How Not to Inspire

One thing obviously can’t be simultaneously both public and private.  According to one early commentary, however,  the Torah’s description of the commandment of Tefillin seems to require just that. The Torah uses a unique word to refer to the Tefillin worn on the head:  totafot.  Rashi cites the early Hebrew grammarian and lexicographer Menahem ben Saruq’s (~920 – 970) explanation of this term as a synonym of “speaking,” and the Torah describes the Tefillin as a sort of conversation piece that reminds people about something specific.  Someone that sees the Tefillin box resting prominently above the center of the forehead will be reminded of the miracles of the Exodus and talk about them.   This interpretation suggests that Tefillin are intended as a public mitzvah, one that is performed openly so it will engage others.   This explanation of totafot becomes surprising in light of a Talmudic interpretation of the passage of Tefillin.  The verse specifies that the Tefillin that are wrapped on the arm are a “sign for you,” which the Talmud understands as indicating that the arm Tefillin are not a sign for others, just for you alone – and they must therefore be concealed when worn.  If both the arm and the head Tefillin are considered one unified mitzvah, the Talmudic interpretation presents a significant challenge to Menahem ben Saruq’s approach.
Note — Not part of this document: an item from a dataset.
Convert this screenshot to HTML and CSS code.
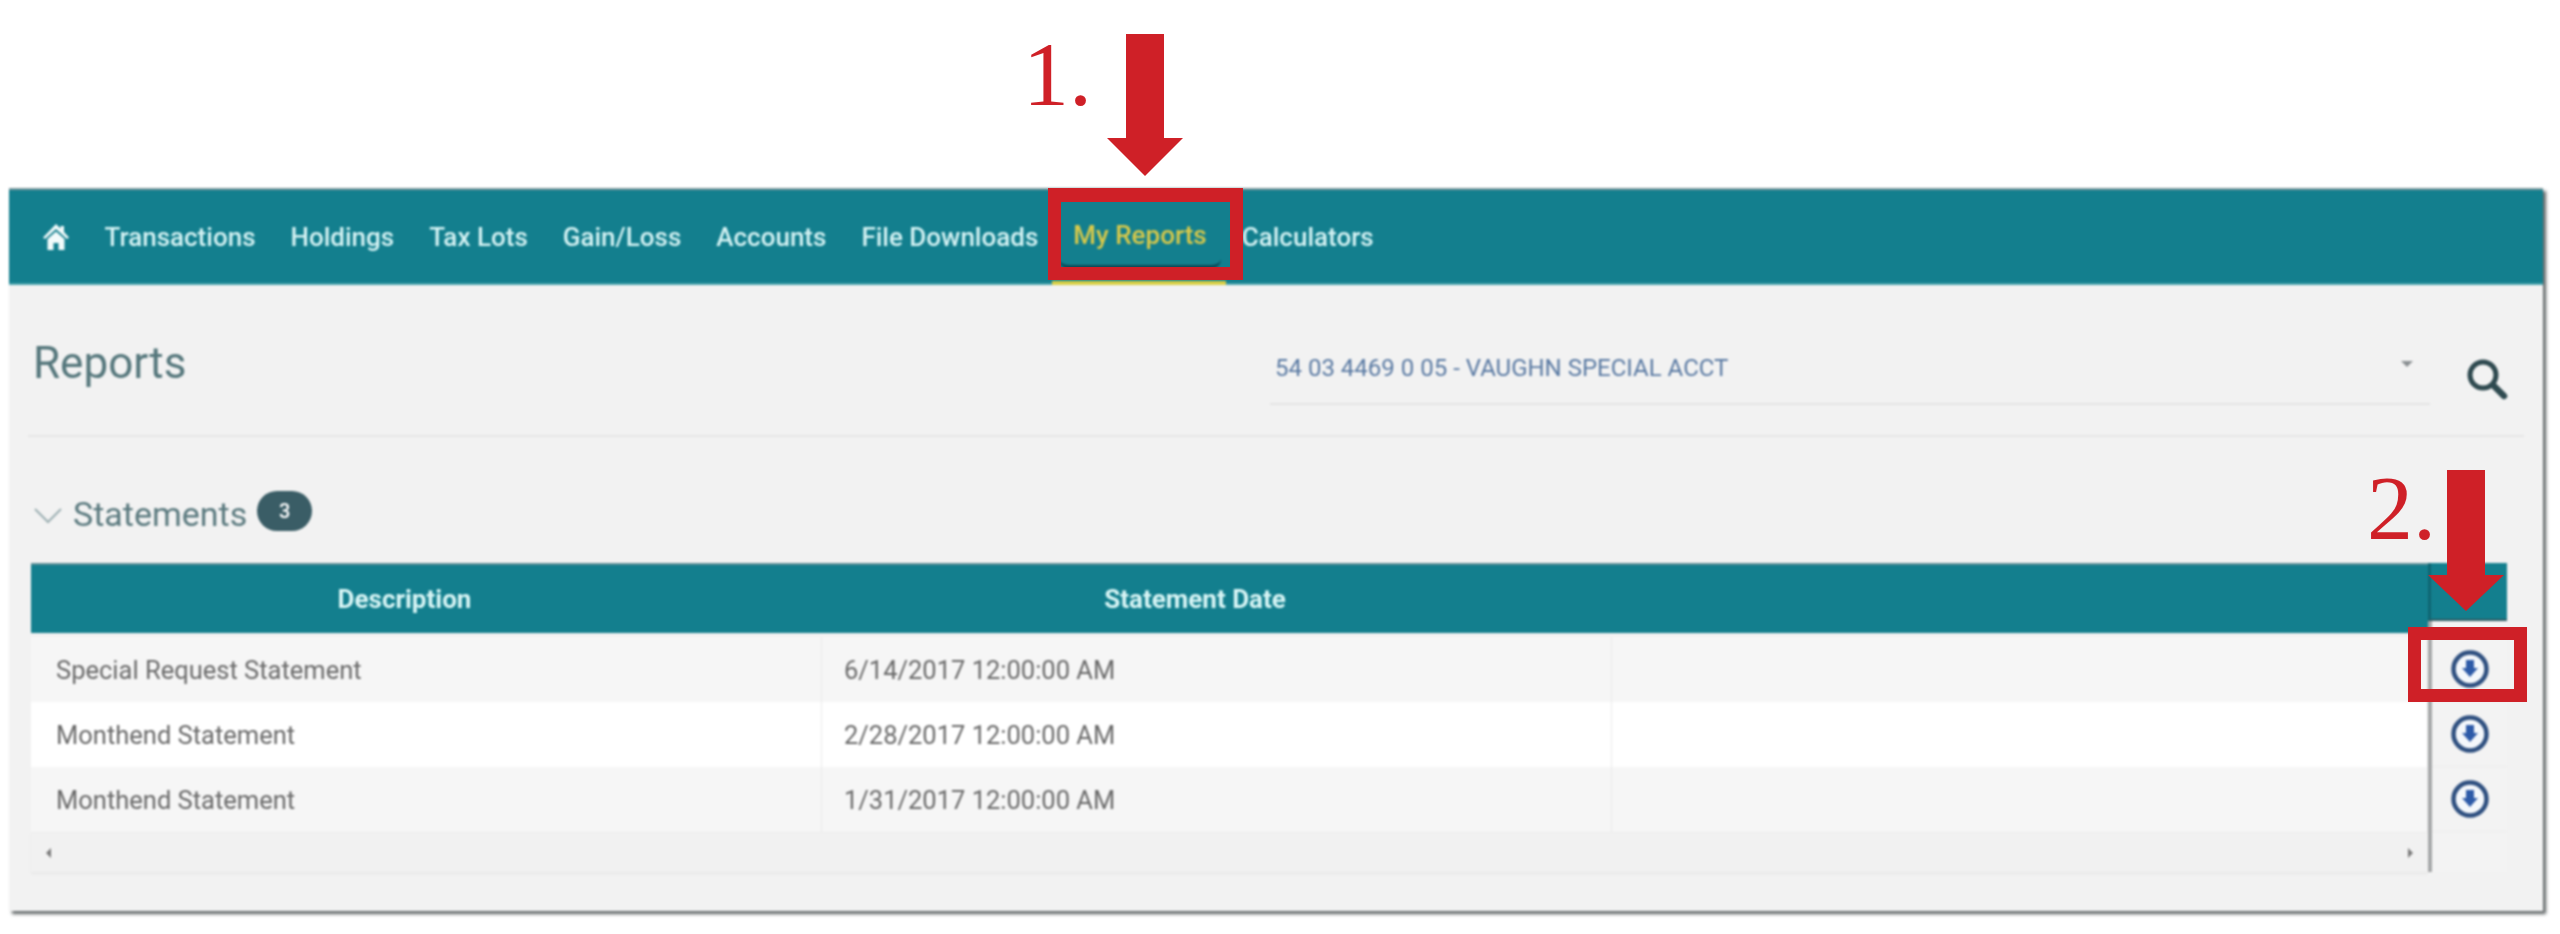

Rabbi Moshe Feinstein, as quoted in the first volume of the somewhat obscure collection of his comments on the Torah entitled “Kol Ram,” takes the position that the seemingly mutually exclusive functions of the two parts of Tefillin do complement one another in a crucial way.  The head Tefillin cannot accomplish its public role of cultivating awareness of the Exodus without the private role of the arm Tefillin of impressing this awareness upon ourselves first.  As the Talmud itself says:  Adorn yourself, then adorn others (Baba Metziah 107b).  The dichotomous roles of the two parts of Tefillin remind us that if a person himself is wanting in the very area in which he attempts to inspire a change in others – in action or in attitude, he will not be seen as genuine and will therefore be ineffective .  Furthermore, when someone has actually achieved some type of refinement of character or religious depth as a result of his or her spiritual growth, people will detect it and be indirectly inspired to proactively engage in their own growth even without anyone else’s suggestion or encouragement.  But when a person lacks that pious greatness or authentic spirituality, they will not have any lasting influence in those areas no matter what nor how much they say or talk about it.  If you want your children to be polite, do you lecture them about being courteous or do you show them how when you address them and others?  If you want them to appreciate Torah study, do you preach to them about its benefits or do you show them your own eagerness to learn something new?

Why is this message hidden in the Torah’s description of the laws of Tefillin, of all places?  This idea is clearly one of those that is self-evident.   But since it is nevertheless easily forgotten, it is an idea that requires constant reinforcement if it is to be lived by.  With that in mind, the daily commandment of Tefillin is a perfect place to subtly place this lesson, to show that this important guidance about the vital task of uplifting  and inspiring others is worthy of constant reinforcement and reflection.